Although the proposed amendment introduced in today’s Budget will not come into force until it is enacted by the Canadian Parliament, we are encouraged that the Canadian government has finally listened to numerous industry leaders who have pushed for this change for many years. The proposed amendment, when enacted, will apply in determining after March 4, 2010 whether a property is "taxable Canadian property" of a non-resident vendor.


Section 116 requirements have resulted in significant roadblocks to timely exits for U.S. investors in Canadian corporations, creating a "chilling effect" on foreign investment in Canada’s technology sector. The process for obtaining a Section 116 Certificate has too often been long and frustrating, especially for U.S. funds with multiple limited partners or members. In order to obtain a Section 116 Certificate, these funds had to provide tax information for each of their limited partners or members, and in certain situations these limited partners or members also had to file tax returns in Canada. Processing delays, combined with requirements in the ITA to withhold proceeds of the sale until a Section 116 Certificate has been obtained, have increased risks for non-Canadian investors, particularly for sellers in "paper" M&A deals who have been involuntarily exposed to volatile public equity markets for months or longer. Over the years, negative experiences with section 116 requirements have led many U.S. funds to resort to expensive work-arounds using offshore vehicles for Canadian investments, or to stop investing in Canadian technology companies altogether.

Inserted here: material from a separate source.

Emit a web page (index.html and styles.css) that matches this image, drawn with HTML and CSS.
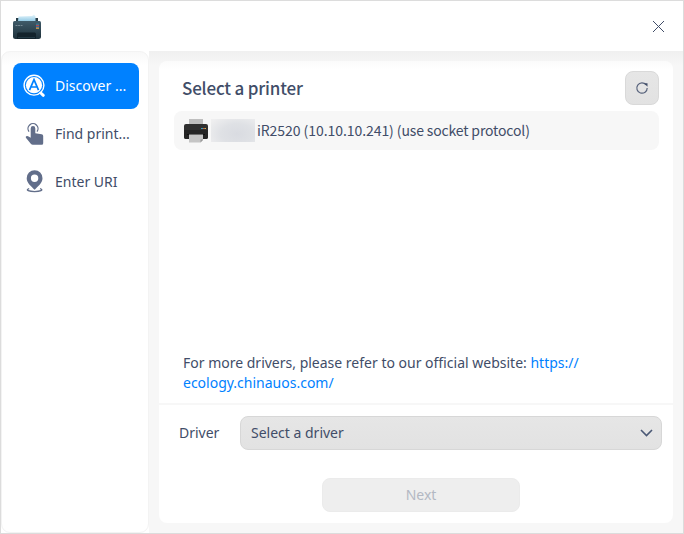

Barrier Removed for New Investments in Canadian Tech Companies

For our clients and friends in the VC and private equity industry in the U.S. and overseas, we hope that you read this change as meaning that Canada is "open for business" and that this change, together with the already available generous tax benefits for certain Canadian technology companies, will lead to an increased investment flow into our very strong technology industries. More specifically, these proposed amendments will mean that U.S. and foreign investors can invest directly in Canadian companies without the costly and time-consuming need to either re-organize the business into a U.S. entity or invest indirectly through an offshore vehicle in Luxembourg, Barbados or elsewhere. This opens the door to the considerable benefits associated with a direct investment in Canadian corporations and particularly in "Canadian controlled private corporations" ("CCPCs"), including:

  • a generous program for investment tax credits for Scientific Research and Experimental Development ("SRED") performed in Canada, which for CCPCs are available at an enhanced rate and on a refundable basis – providing a valuable source of cash flow to early-stage companies;
  • availability of the lifetime capital gains deduction (currently amounting to C$750,000) for Canadian founders on the sale of shares of a CCPC;
  • tax deferral on the exercise of stock options, and a 50% deduction on the sale of optioned shares, for eligible Canadian employees who are granted options by a CCPC;
  • eligibility for small business deductions and a lower rate of federal tax for CCPCs earning income from an active business carried on in Canada;
  • more flexibility to go public on the Toronto Stock Exchange (or another stock exchange outside of the U.S.) as a "foreign private issuer", without having to register shares or become a reporting issuer in the U.S.; and
  • the ability, once a Canadian company is already listed on the TSX, for the company to go public on NASDAQ or another U.S. exchange using the multi-jurisdictional disclosure system (MJDS), which can provide a "fast track" to access U.S. capital markets.

The section 116 amendment complements recent government non-tax measures introduced by Canadian federal and provincial governments to kick-start Canada’s venture capital industry. These measures include an additional C$225 million over two years to support and expand the Business Development Bank of Canada’s venture capital activities, and the establishment by the Ontario government of the C$250 million Ontario Emerging Technology Fund (OETF), which co-invests with qualified VC funds in cleantech, life sciences, advanced health, digital media and information and communications technology companies. In terms of regulatory action, through the 2010 Budget the Government will remove the existing restrictions on foreign ownership of Canadian satellites, an important development in a sector that relies heavily on financing from international sources.

Tom Houston, the National Chair of FMC’s Technology Practice Group, was deeply involved in advocacy efforts to remove the application of section 116 to technology company transactions. He worked closely with the Canada-California Strategic Innovation Partnership, Canada’s Venture Capital & Private Equity Association (CVCA), the Canadian Advanced Technology Alliance, and many industry leaders.